The temptation in this type of project is to reach for distributed systems — Spark, Databricks, a managed data warehouse. We evaluated those options and decided against them. The complexity they introduce doesn't pay off at this data volume, and the operational overhead would have consumed the team.

The stack
Storage: Amazon S3 with Parquet

S3 with Parquet as the file format gives you cost-effective storage for large datasets, fast query performance through columnar reads, flexible schema evolution without migrations, and built-in compression. It's not a novel choice — but it's the right one for this use case, and choosing boring technology deliberately is a valid architectural decision.

Processing: DuckDB + dbt

DuckDB handles the analytical processing layer. It runs in-process with zero configuration, uses SQL natively, and delivers exceptional query performance on Parquet files without requiring a cluster. For a team that knows SQL, the learning curve is minimal.

dbt sits on top as the transformation layer. It gives the project built-in testing, documentation, and clear data lineage — things that matter enormously when you're processing data that feeds business decisions. Every transformation is versioned, tested, and documented automatically.

Orchestration: Dagster

Dagster manages the pipeline end-to-end. We chose it over Airflow because it's built around assets rather than tasks — you define what data you're producing, not just what code you're running. That makes monitoring and debugging significantly easier, and it integrates naturally with dbt.

Data stack architecture
Orchestration
Dagster
Asset-based orchestration. Every pipeline run is tracked, every transformation logged. Full data lineage auditable at any point.
Scheduling Lineage Error handling Observability
Processing
DuckDB
In-process analytics. Zero configuration, SQL-native, exceptional performance on Parquet without a cluster.
Columnar In-process SQL-native
dbt
Transformation layer with built-in testing, documentation, and data lineage. Every model versioned and validated.
Testing Documentation Versioning
Storage
Amazon S3 + Parquet
Foundation layer. Cost-effective storage for large datasets with columnar reads, flexible schema evolution, and built-in compression. Raw and transformed stages separated for auditability.
Columnar format Schema evolution Compression Raw / transformed stages

Why this architecture works

The stack processes millions of property records daily with quick turnaround for custom analytics requests. Cost is significantly lower than traditional data warehouse approaches because there's no cluster management, no per-query pricing, and no idle compute cost.

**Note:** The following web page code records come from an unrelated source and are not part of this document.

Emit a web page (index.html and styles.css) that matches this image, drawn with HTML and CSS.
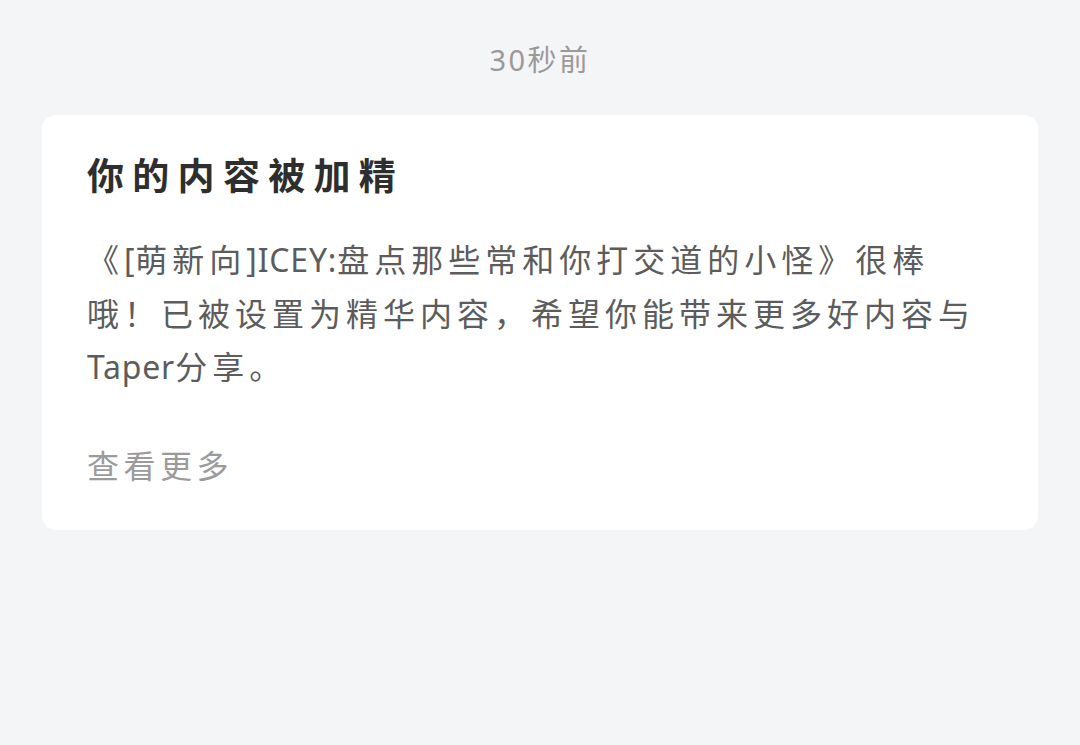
FILE: index.html
```html
<!DOCTYPE html>
<html lang="zh-CN">
<head>
<meta charset="utf-8">
<title>通知</title>
<link rel="stylesheet" href="styles.css">
</head>
<body>
  <div class="time">30秒前</div>
  <div class="card">
    <div class="title">你的内容被加精</div>
    <div class="body">《<span class="latin">[</span>萌新向<span class="latin">]ICEY:</span>盘点那些常和你打交道的小怪》很棒哦！已被设置为精华内容，希望你能带来更多好内容与<span class="latin">Taper</span>分享。</div>
    <div class="more">查看更多</div>
  </div>
</body>
</html>
```
FILE: styles.css
```css
html, body {
  margin: 0;
  padding: 0;
}
body {
  background: #f4f5f7;
  width: 1080px;
  height: 745px;
  font-family: "Noto Sans", "Noto Sans CJK SC", sans-serif;
}
.time {
  padding-top: 40px;
  height: 40px;
  line-height: 40px;
  text-align: center;
  font-size: 29px;
  letter-spacing: 2.5px;
  color: #9a9a9a;
}
.card {
  margin: 35px 42px 0;
  background: #ffffff;
  border-radius: 14px;
  padding: 36px 50px 39px 45px;
}
.title {
  font-size: 37px;
  line-height: 50px;
  font-weight: 700;
  letter-spacing: 8.3px;
  color: #2e2e2e;
}
.body {
  margin-top: 32px;
  font-size: 32px;
  line-height: 53.5px;
  letter-spacing: 5px;
  color: #5c5c5c;
}
.latin {
  letter-spacing: 0.8px;
}
.more {
  margin-top: 47px;
  font-size: 32px;
  line-height: 50px;
  letter-spacing: 4.5px;
  color: #9b9b9b;
}
```
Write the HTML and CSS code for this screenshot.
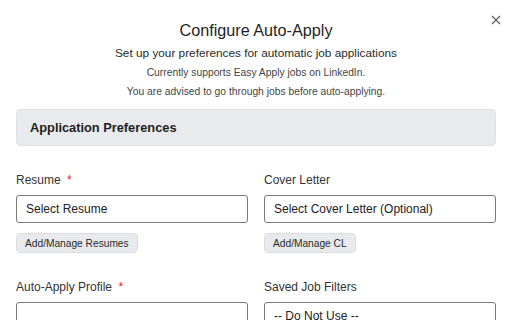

The developer experience matters here too. A team that understands the tools and can debug problems quickly ships faster and makes fewer mistakes. We deliberately avoided tools that require specialized expertise to operate.

The architecture also handles change well. When the client needed to add a new data source or modify the schema, the impact was isolated and the change was testable before deployment.

What this looks like in practice

The pipeline runs daily, ingesting property records from multiple sources, transforming and validating the data through dbt models, and making the results queryable for the client's analytics layer. Dagster provides visibility into every run — what succeeded, what failed, and why.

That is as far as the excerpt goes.